My daughter, Jazlyn, is anaphylactic to egg, dairy, peanuts, and tree nuts. When she was first diagnosed, I found it very difficult to find recipes and foods that didn't taste like "allergy" food. Over the last 15 years I have had a lot of fun developing and changing recipes so that they are safe for her. I love to share my recipes so that other families can realize how yummy "allergy" foods can taste. You don't have to sacrifice taste or your favorite foods, you just have to rethink how to make them. I made a promise to Jazzy that I would do my very best to find a way for her to eat any food she wants to try. So far I have been able to keep that promise. I hope your family enjoys these recipes as much as we do.
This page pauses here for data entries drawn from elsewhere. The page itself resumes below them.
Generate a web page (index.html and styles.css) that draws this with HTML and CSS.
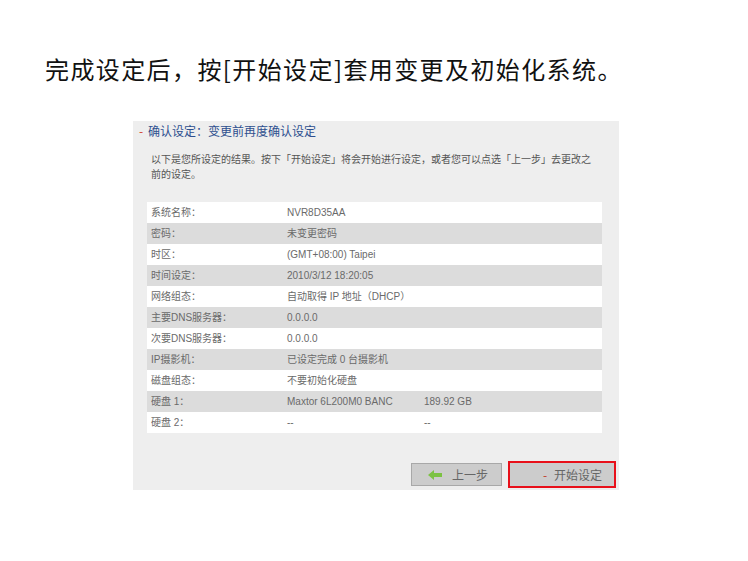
FILE: index.html
```html
<!DOCTYPE html>
<html lang="zh-CN">
<head>
  <meta charset="UTF-8">
  <title>确认设定</title>
  <link rel="stylesheet" href="styles.css">
</head>
<body>
  <h1 class="intro">完成设定后，按[开始设定]套用变更及初始化系统。</h1>

  <div class="panel">
    <div class="panel-title"><span class="dash">-</span>确认设定：变更前再度确认设定</div>
    <p class="note">以下是您所设定的结果。按下「开始设定」将会开始进行设定，或者您可以点选「上一步」去更改之前的设定。</p>

    <table class="summary">
      <tr><td class="label">系统名称：</td><td class="val">NVR8D35AA</td><td></td></tr>
      <tr><td class="label">密码：</td><td class="val">未变更密码</td><td></td></tr>
      <tr><td class="label">时区：</td><td class="val">(GMT+08:00) Taipei</td><td></td></tr>
      <tr><td class="label">时间设定：</td><td class="val">2010/3/12 18:20:05</td><td></td></tr>
      <tr><td class="label">网络组态：</td><td class="val">自动取得 IP 地址（DHCP）</td><td></td></tr>
      <tr><td class="label">主要DNS服务器：</td><td class="val">0.0.0.0</td><td></td></tr>
      <tr><td class="label">次要DNS服务器：</td><td class="val">0.0.0.0</td><td></td></tr>
      <tr><td class="label">IP摄影机：</td><td class="val">已设定完成 0 台摄影机</td><td></td></tr>
      <tr><td class="label">磁盘组态：</td><td class="val">不要初始化硬盘</td><td></td></tr>
      <tr><td class="label">硬盘 1：</td><td class="val">Maxtor 6L200M0 BANC</td><td>189.92 GB</td></tr>
      <tr><td class="label">硬盘 2：</td><td class="val">--</td><td>--</td></tr>
    </table>

    <div class="actions">
      <button class="btn btn-back">
        <svg width="14" height="10" viewBox="0 0 14 10"><path d="M0 5 L6 0 L6 3 L14 3 L14 7 L6 7 L6 10 Z" fill="#7cc242"/></svg>
        上一步
      </button>
      <button class="btn btn-start"><span class="mark">-</span>开始设定</button>
    </div>
  </div>
</body>
</html>
```

FILE: styles.css
```css
body {
  margin: 0;
  padding: 0;
  background: #fff;
  font-family: "Noto Sans CJK SC", "Liberation Sans", sans-serif;
}
.intro {
  margin: 0;
  padding: 55px 0 0 45px;
  font-size: 24px;
  font-weight: normal;
  line-height: 28px;
  letter-spacing: 1.4px;
  color: #111;
}
.panel {
  width: 486px;
  height: 369px;
  margin: 38px 0 0 133px;
  background: #eeeeee;
  box-sizing: border-box;
  padding: 2px 17px 0 14px;
  display: flex;
  flex-direction: column;
}
.panel-title {
  font-size: 12px;
  line-height: 16px;
  color: #2d4f8f;
  margin-left: -13px;
}
.panel-title .dash {
  color: #d23a2a;
  display: inline-block;
  width: 14px;
  text-align: center;
}
.note {
  margin: 12px 8px 0 4px;
  font-size: 10px;
  line-height: 15px;
  color: #555;
}
.summary {
  width: 455px;
  margin-top: 21px;
  border-collapse: collapse;
  font-family: "Liberation Sans", "Noto Sans CJK SC", sans-serif;
  font-size: 10px;
  color: #6a6a6a;
}
.summary td {
  height: 21px;
  padding: 0;
  line-height: 21px;
  background: #fff;
}
.summary tr:nth-child(even) td {
  background: #dcdcdc;
}
.summary .label {
  width: 140px;
  padding-left: 4px;
  box-sizing: border-box;
}
.summary .val {
  width: 137px;
}
.actions {
  margin-top: auto;
  margin-bottom: 2px;
  margin-right: -14px;
  display: flex;
  justify-content: flex-end;
  align-items: center;
  gap: 6px;
}
.btn {
  font-family: "Noto Sans CJK SC", "Liberation Sans", sans-serif;
  font-size: 12px;
  color: #666;
  background: #cccccc;
  border: 1px solid #a8a8a8;
  padding: 0;
  display: flex;
  align-items: center;
}
.btn-back {
  width: 91px;
  height: 23px;
  padding-left: 16px;
  gap: 10px;
}
.btn-start {
  width: 108px;
  height: 27px;
  border: 2px solid #e8101a;
  padding-left: 26px;
}
.btn-start .mark {
  color: #c0392b;
  width: 18px;
}
```
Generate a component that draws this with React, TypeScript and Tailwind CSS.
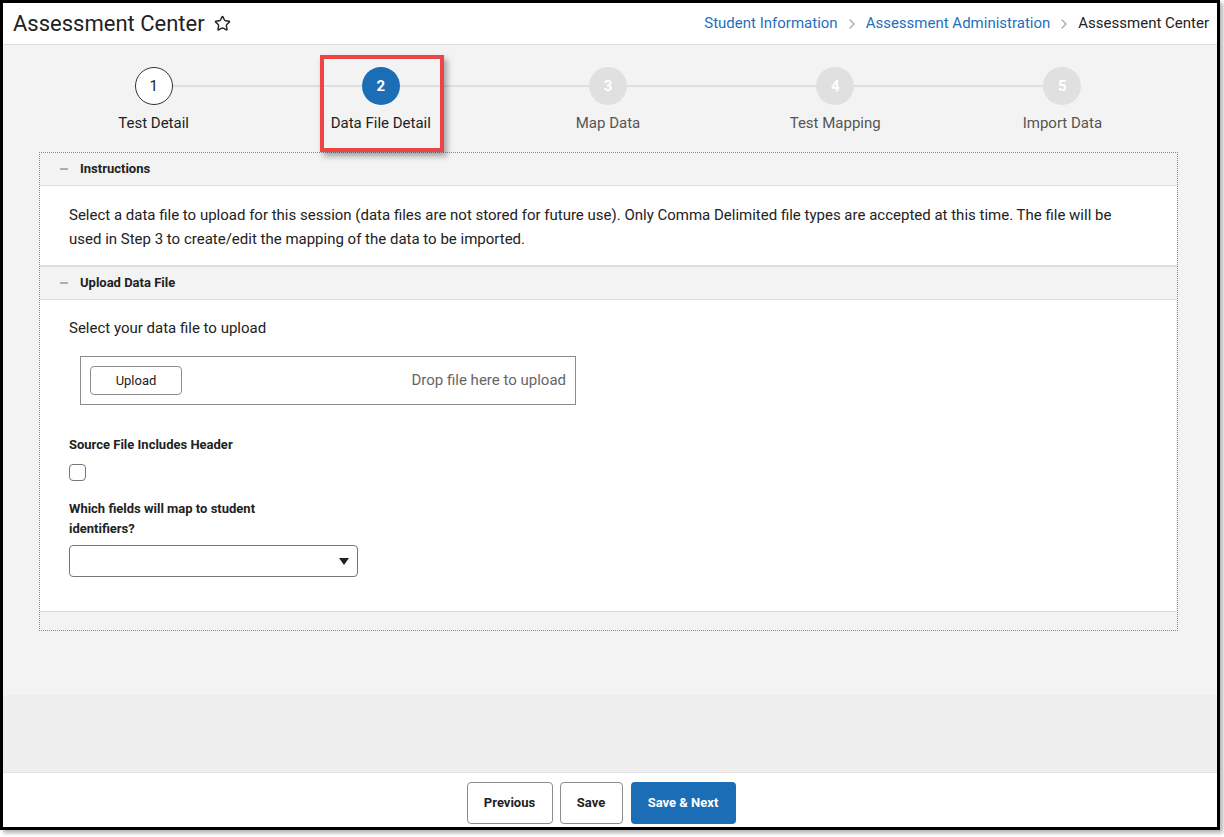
import { Star, ChevronRight, Minus } from "lucide-react";

const steps = [
  { n: 1, label: "Test Detail", state: "done" },
  { n: 2, label: "Data File Detail", state: "active" },
  { n: 3, label: "Map Data", state: "todo" },
  { n: 4, label: "Test Mapping", state: "todo" },
  { n: 5, label: "Import Data", state: "todo" },
];

function Stepper() {
  return (
    <div className="relative ml-[1px] w-[1136px] pt-[22px]">
      {/* connector line */}
      <div className="absolute left-[114px] right-[114px] top-[40px] h-[2px] bg-[#dedede]" />

      <div className="relative grid grid-cols-5">
        {steps.map((s) => (
          <div key={s.n} className="flex flex-col items-center">
            {s.state === "done" && (
              <div className="flex h-[38px] w-[38px] items-center justify-center rounded-full border border-[#333] bg-white text-[15px] text-[#222]">
                {s.n}
              </div>
            )}
            {s.state === "active" && (
              <div className="flex h-[38px] w-[38px] items-center justify-center rounded-full bg-[#1b6db5] text-[15px] font-bold text-white">
                {s.n}
              </div>
            )}
            {s.state === "todo" && (
              <div className="flex h-[38px] w-[38px] items-center justify-center rounded-full bg-[#e0e0e0] text-[15px] font-bold text-white">
                {s.n}
              </div>
            )}
            <div
              className={
                s.state === "todo"
                  ? "mt-[9px] text-[15px] leading-[18px] text-[#555]"
                  : "mt-[9px] text-[15px] leading-[18px] text-[#222]"
              }
            >
              {s.label}
            </div>
          </div>
        ))}
      </div>

      {/* highlight box around the current step */}
      <div className="pointer-events-none absolute left-[280px] top-[10px] h-[97px] w-[124px] border-[4px] border-[#ef4444] shadow-[3px_4px_6px_rgba(0,0,0,0.35)]" />
    </div>
  );
}

function SectionHeader({ title }: { title: string }) {
  return (
    <div className="flex h-[33px] items-center gap-[10px] border-b border-[#dcdcdc] bg-[#f3f3f3] pl-[18px]">
      <Minus size={12} strokeWidth={2} className="text-[#666]" />
      <span className="text-[13px] font-bold text-[#222]">{title}</span>
    </div>
  );
}

export default function App() {
  return (
    <div className="h-[837px] w-[1224px] bg-white font-['Roboto',_'Liberation_Sans',_sans-serif]">
      <div className="flex h-[830px] w-[1220px] flex-col border-[3px] border-black shadow-[3px_3px_4px_rgba(0,0,0,0.3)]">
        {/* page header */}
        <header className="flex h-[42px] shrink-0 items-center justify-between border-b border-[#dddddd] bg-white pl-[10px] pr-[8px]">
          <div className="flex items-center gap-[9px]">
            <h1 className="text-[22px] leading-none text-[#222]">Assessment Center</h1>
            <Star size={17} strokeWidth={2} className="text-[#222]" />
          </div>
          <nav className="flex items-center gap-[6px] text-[15px]">
            <span className="text-[#1f6fbd]">Student Information</span>
            <ChevronRight size={16} className="text-[#aaa]" />
            <span className="text-[#1f6fbd]">Assessment Administration</span>
            <ChevronRight size={16} className="text-[#aaa]" />
            <span className="text-[#222]">Assessment Center</span>
          </nav>
        </header>

        {/* main content */}
        <main className="h-[650px] shrink-0 bg-[#f3f3f3] pl-[36px]">
          <Stepper />

          <div className="mt-[20px] w-[1139px] border border-dotted border-[#8a8a8a] pb-[18px]">
            <SectionHeader title="Instructions" />
            <div className="border-b-2 border-[#dcdcdc] bg-white px-[29px] pb-[14px] pt-[17px]">
              <p className="w-[1070px] text-[15px] leading-[24px] text-[#222]">
                Select a data file to upload for this session (data files are not stored for future use). Only Comma
                Delimited file types are accepted at this time. The file will be used in Step 3 to create/edit the mapping
                of the data to be imported.
              </p>
            </div>

            <SectionHeader title="Upload Data File" />
            <div className="mr-[1px] border-b border-[#dcdcdc] bg-white px-[29px] pb-[34px] pt-[17px]">
              <div className="text-[15px] leading-[22px] text-[#222]">Select your data file to upload</div>

              <div className="ml-[11px] mt-[17px] flex h-[49px] w-[496px] items-center justify-between border border-[#8c8c8c] pl-[9px] pr-[9px]">
                <button className="h-[29px] w-[92px] rounded-[4px] border border-[#8c8c8c] bg-white text-[13px] text-[#222]">
                  Upload
                </button>
                <span className="text-[15px] text-[#666]">Drop file here to upload</span>
              </div>

              <div className="mt-[31px] text-[13px] font-bold leading-[18px] text-[#222]">Source File Includes Header</div>
              <div className="mt-[10px] h-[17px] w-[17px] rounded-[4px] border border-[#777] bg-white" />

              <div className="mt-[18px] w-[230px] text-[13px] font-bold leading-[20px] text-[#222]">
                Which fields will map to student identifiers?
              </div>
              <div className="mt-[6px] flex h-[32px] w-[289px] items-center justify-end rounded-[4px] border border-[#777] bg-white pr-[8px]">
                <svg width="10" height="7" viewBox="0 0 10 7">
                  <path d="M0 0 H10 L5 7 Z" fill="#222" />
                </svg>
              </div>
            </div>
          </div>
        </main>

        <div className="h-[78px] shrink-0 border-b border-[#e2e2e2] bg-[#eeeeee]" />

        {/* footer actions */}
        <footer className="flex flex-1 items-start justify-center gap-[7px] bg-white pr-[18px] pt-[9px]">
          <button className="h-[42px] w-[86px] rounded-[4px] border border-[#8c8c8c] bg-white text-[13px] font-bold text-[#222]">
            Previous
          </button>
          <button className="h-[42px] w-[63px] rounded-[4px] border border-[#8c8c8c] bg-white text-[13px] font-bold text-[#222]">
            Save
          </button>
          <button className="ml-[1px] h-[42px] w-[105px] rounded-[4px] bg-[#1b6db5] text-[13px] font-bold text-white">
            Save &amp; Next
          </button>
        </footer>
      </div>
    </div>
  );
}
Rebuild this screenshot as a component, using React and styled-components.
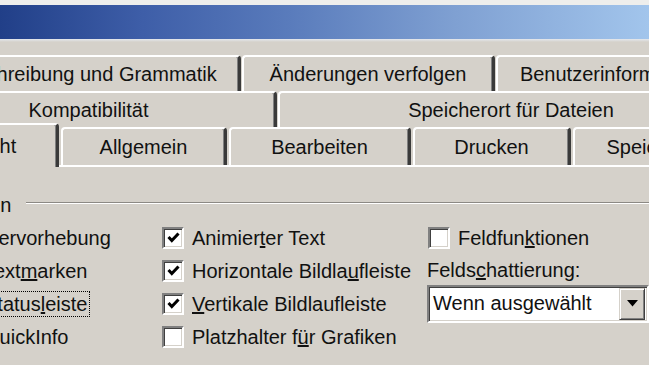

Thursday, October 23, 2014

Egg Free, Dairy Free, Nut Free Rhubarb Oat Crisp Cobbler

My brother gave me some rhubarb so I decided to try something new with it. I loved the slightly tart bottom and the amazing topping. The oat topping has a wonderful flavor and perfect textured top that is a cross between a crisp and a cobbler.

Rhubarb Oat Crisp Cobbler

Rhubarb Mixture
4 cups rhubarb, cut into 1" pieces
3/4 - 1 cup sugar, depending how tart or sweet you want your rhubarb
1/4 cup flour
1 tsp cinnamon
Oat Topping
1 cup flour
1 cup brown sugar
1 cup oats
1/2 cup dairy free margarine, melted
1 1/2 tsp vanilla extract

Combine all ingredients for the rhubarb mixture. Transfer the mixture evenly into an 8x8 baking dish. In a separate bowl, combine all of the ingredients for the oat topping. Spread the mixture evenly over top of the rhubarb.  Bake at 375 for 35 minutes or until the rhubarb is tender and the topping is golden.

Thursday, October 2, 2014

Egg Free, Dairy Free Flattened Drop Biscuits

These biscuits are perfect for topping with chicken and vegetables, creamed sausage, chili, etc.

Flattened Drop Biscuits

2 1/4 cups all purpose baking mix (I use Bisquick)
1 1/4 cups soy milk

Thoroughly combine both of the ingredients. This batter will be thin and spread when dropped by spoonfuls onto a sprayed foil lined baking sheet. Bake at 450 for 10-12 minutes or until lightly golden.
*  This recipe makes about 16-18 biscuits, depending on the size you make them. However, you can easily double or triple this recipe.